Factorials are a crucial concept when dealing with combinations and permutations. In simple terms, the factorial of a non-negative integer \( n \), denoted \( n! \), is the product of all positive integers less than or equal to \( n \). For example, \( 5! = 5 \times 4 \times 3 \times 2 \times 1 = 120 \). Factorials grow very fast with increasing \( n \) and are fundamental in calculating combinations and permutations.

They are used because they help in counting arrangements and selections, ensuring every possible order or selection is counted correctly. In the given problem, we compute several factorials, \( 15! \) and \( 7! \), which act as building blocks in the combination formula.

If you use a calculator, most scientific calculators have a factorial button, often marked as \( ! \). This helps to avoid manually computing large factorials, which can be time-consuming and prone to error.

The combination formula is the mathematical expression used to find the number of ways to choose \( r \) items from \( n \) items without considering the order of selection. It is represented as \( {}_{n}C_{r} \), or sometimes as \( C(n, r) \). The formula is given by:

\[ {}_{n}C_{r} = \frac{n!}{r!(n-r)!} \]

This formula calculates combinations by dividing the total number of permutations by the number of permutations for each selected subgroup \( r! \) and the remaining items \( (n-r)! \).

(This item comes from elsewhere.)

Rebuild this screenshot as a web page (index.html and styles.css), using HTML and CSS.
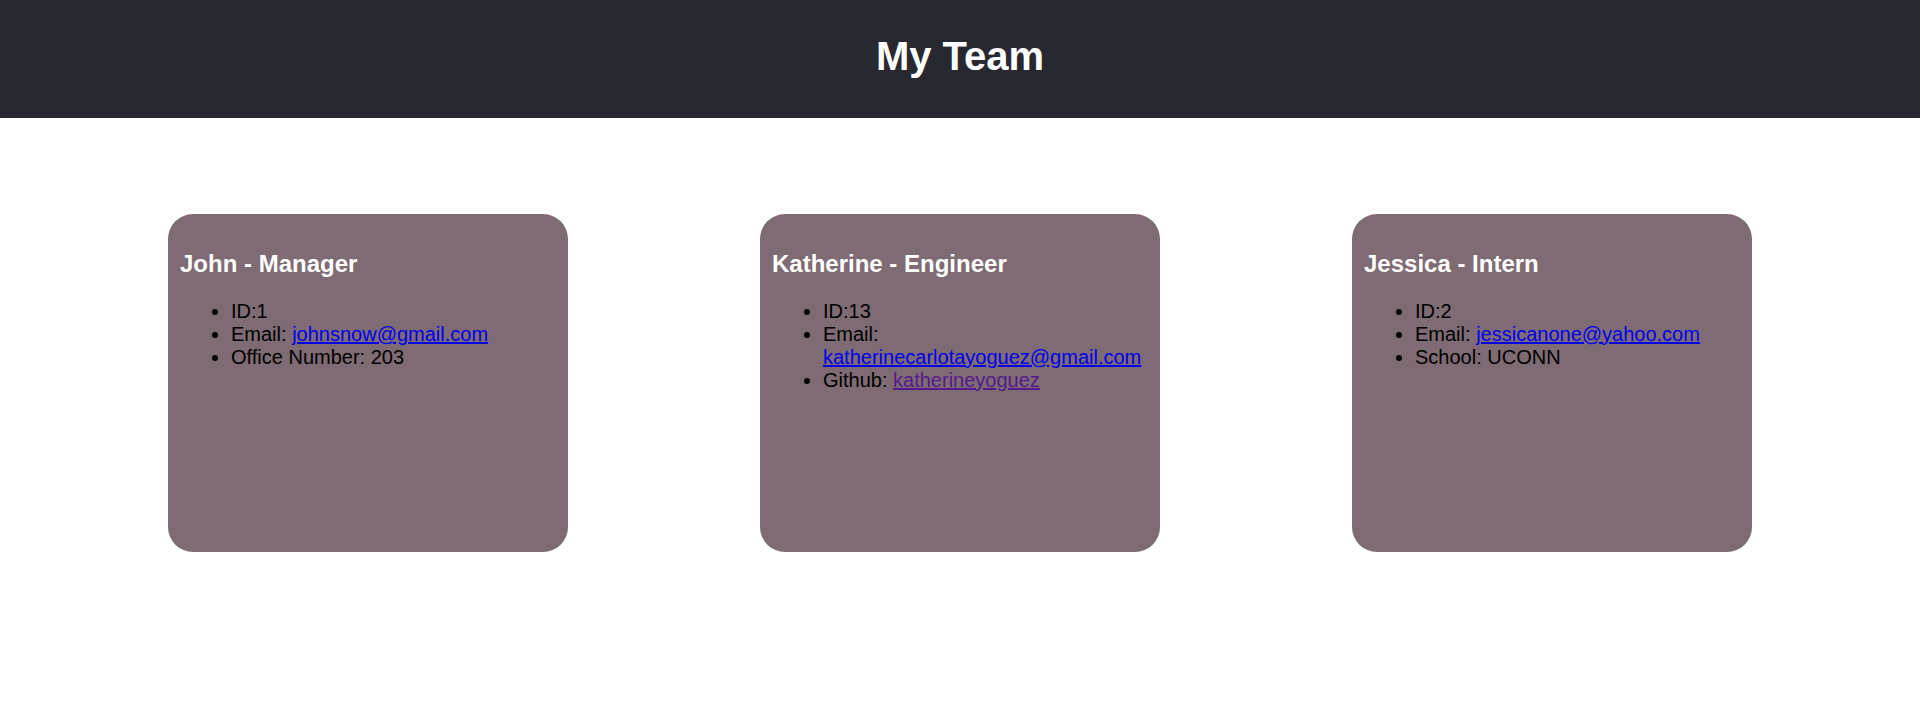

In the exercise, we evaluate \( {}_{15}C_{8} \), meaning choosing 8 items from a group of 15. By substituting 15 for \( n \) and 8 for \( r \) into the formula, we find the number of combinations possible. This involves calculating \( 15! \), dividing by both \( 8! \) and \( 7! \), simplifying the expression, and computing the result to get the answer of 6435 combinations.

Permutations refer to different arrangements of a set of items where the order does matter, unlike combinations where the order doesn't matter. The formula for permutations is slightly different because permutations consider each potential order as unique.

For \( n \) total items and choosing \( r \) of them, the number of permutations is given by:

\[ P(n, r) = \frac{n!}{(n-r)!} \]

Note that \( r! \) is not in the denominator like in combinations because every arrangement is counted individually. For example, in arranging 3 books out of 5 on a shelf, each order leads to a different permutation. Hence, \( P(5, 3) = \frac{5!}{2!} \).

While this specific exercise does not require calculating permutations, understanding the difference between permutations and combinations provides deeper insight into how selections and arrangements are computed in mathematics. Both concepts use factorials, but in different ways depending on whether order matters or not.